When I strolled the yard recently, I knew that many Bennett students would be getting a letter freeing them of the debt that weighed them down and made it hard to live up to the promise of a college education. The biggest deal is not the cash that forgiveness might free up and which could be spent on rising housing costs or used to pad their savings. The Bennett leaders I spoke with say the most tangible benefit is that students who owe the college money can now get access to their academic transcripts, proving that they have in fact attended school. As a lot of students learn the hard way, an account balance means no transcripts. The real world always exists on campus if you know how to see it.
The Biden administration is now considering giving more former college students a version of the relief that the Bennett students are experiencing: debt forgiveness. A lot of people worry that debt forgiveness will spur inflation. They tsk-tsk about what it will say to people about personal responsibility. And they worry about the optics of forgiving people who partied for four years and did beer pong in the quad and blew through their parents’ credit card limits on spring break.
Those are worries of an out-of-touch chattering class. No one drank enough beer in college for the last 30 years to deserve a student loan balance that increases even as the debtor attempts to pay down the principal. The message that some people don’t deserve debt relief is a politics of grievance. If you cannot craft a political message that acknowledges that we turned the greatest vehicle of social mobility into a debt machine, then you are not good at messaging.

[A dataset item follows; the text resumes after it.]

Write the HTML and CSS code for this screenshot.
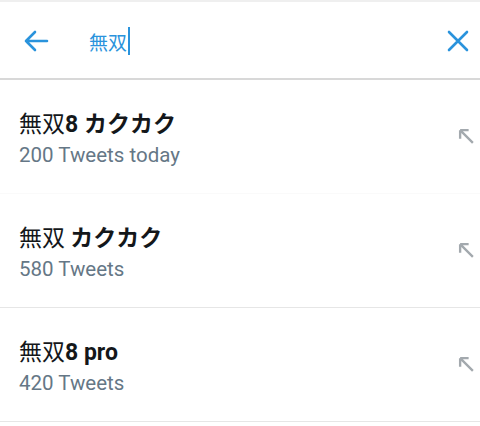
FILE: index.html
```html
<!DOCTYPE html>
<html lang="ja">
<head>
<meta charset="utf-8">
<link rel="stylesheet" href="styles.css">
</head>
<body>
<div class="header">
  <svg class="back" width="26" height="22" viewBox="0 0 26 22"><path d="M24 11H3M12 2L3 11l9 9" fill="none" stroke="currentColor" stroke-width="2.6" stroke-linecap="round" stroke-linejoin="round"/></svg>
  <div class="query">無双<span class="cursor"></span></div>
  <svg class="close" width="22" height="22" viewBox="0 0 22 22"><path d="M2 2l18 18M20 2L2 20" fill="none" stroke="currentColor" stroke-width="2.6" stroke-linecap="round"/></svg>
</div>
<div class="list">
  <div class="row faint">
    <div class="texts">
      <div class="title">無双<b>8 カクカク</b></div>
      <div class="sub">200 Tweets today</div>
    </div>
    <svg class="fill" width="17" height="17" viewBox="0 0 16 16"><path d="M2 2l12 12M2 2h8M2 2v8" fill="none" stroke="currentColor" stroke-width="2.2"/></svg>
  </div>
  <div class="row">
    <div class="texts">
      <div class="title">無双 <b>カクカク</b></div>
      <div class="sub">580 Tweets</div>
    </div>
    <svg class="fill" width="17" height="17" viewBox="0 0 16 16"><path d="M2 2l12 12M2 2h8M2 2v8" fill="none" stroke="currentColor" stroke-width="2.2"/></svg>
  </div>
  <div class="row">
    <div class="texts">
      <div class="title">無双<b>8 pro</b></div>
      <div class="sub">420 Tweets</div>
    </div>
    <svg class="fill" width="17" height="17" viewBox="0 0 16 16"><path d="M2 2l12 12M2 2h8M2 2v8" fill="none" stroke="currentColor" stroke-width="2.2"/></svg>
  </div>
</div>
</body>
</html>
```
FILE: styles.css
```css
html, body {
  margin: 0;
  padding: 0;
  background: #ffffff;
}
body {
  font-family: Roboto, "Noto Sans CJK JP", sans-serif;
  width: 480px;
  height: 426px;
  overflow: hidden;
}
.header {
  height: 76px;
  border-top: 2px solid #efefef;
  border-bottom: 2px solid #d8d8d8;
  display: flex;
  align-items: center;
  color: #2a93dc;
}
.back {
  margin-left: 23px;
  margin-top: 2px;
}
.query {
  margin-left: 40px;
  font-size: 19px;
  font-family: "Noto Sans CJK JP", sans-serif;
  display: flex;
  align-items: center;
  flex: 1;
  margin-top: 2px;
}
.cursor {
  display: inline-block;
  width: 2px;
  height: 28px;
  background: #2a93dc;
  margin-left: 1px;
}
.close {
  margin-right: 11px;
  margin-top: 2px;
}
.row {
  border-bottom: 1px solid #e6e6e6;
  display: flex;
  align-items: center;
  padding-left: 19px;
  padding-right: 5px;
  box-sizing: border-box;
  height: 114px;
}
.row.faint {
  border-bottom-color: #fafafa;
}
.texts {
  flex: 1;
  margin-top: 2px;
}
.title {
  font-size: 23px;
  line-height: 28px;
  color: #14171a;
  font-family: "Noto Sans CJK JP", sans-serif;
}
.title b {
  font-family: Roboto, "Noto Sans CJK JP", sans-serif;
  font-weight: 700;
}
.sub {
  font-size: 20.5px;
  line-height: 26px;
  margin-top: 3px;
  color: #657786;
}
.fill {
  color: #a3a9ae;
}
```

This is the right message: We messed up. Our bad. Make it right. Cancel the debt.
Too many Americans believe college and the real world are distinct spheres. Like scriptwriters, we collectively draw a picture of what college looks like: residential, maybe a big state school or a small private elite school. Professors are generally male and erudite. And the students are young, diverse, able-bodied. We imagine the college years as a holding pattern, a liminal space between family home and the pressures of jobs and bills. Yet today most students have more in common with Bennett Belles than the idealized college student. Because we do not make that clear to Americans, our debates about who should pay for college — and at what social expense — are stuck in the 1950s.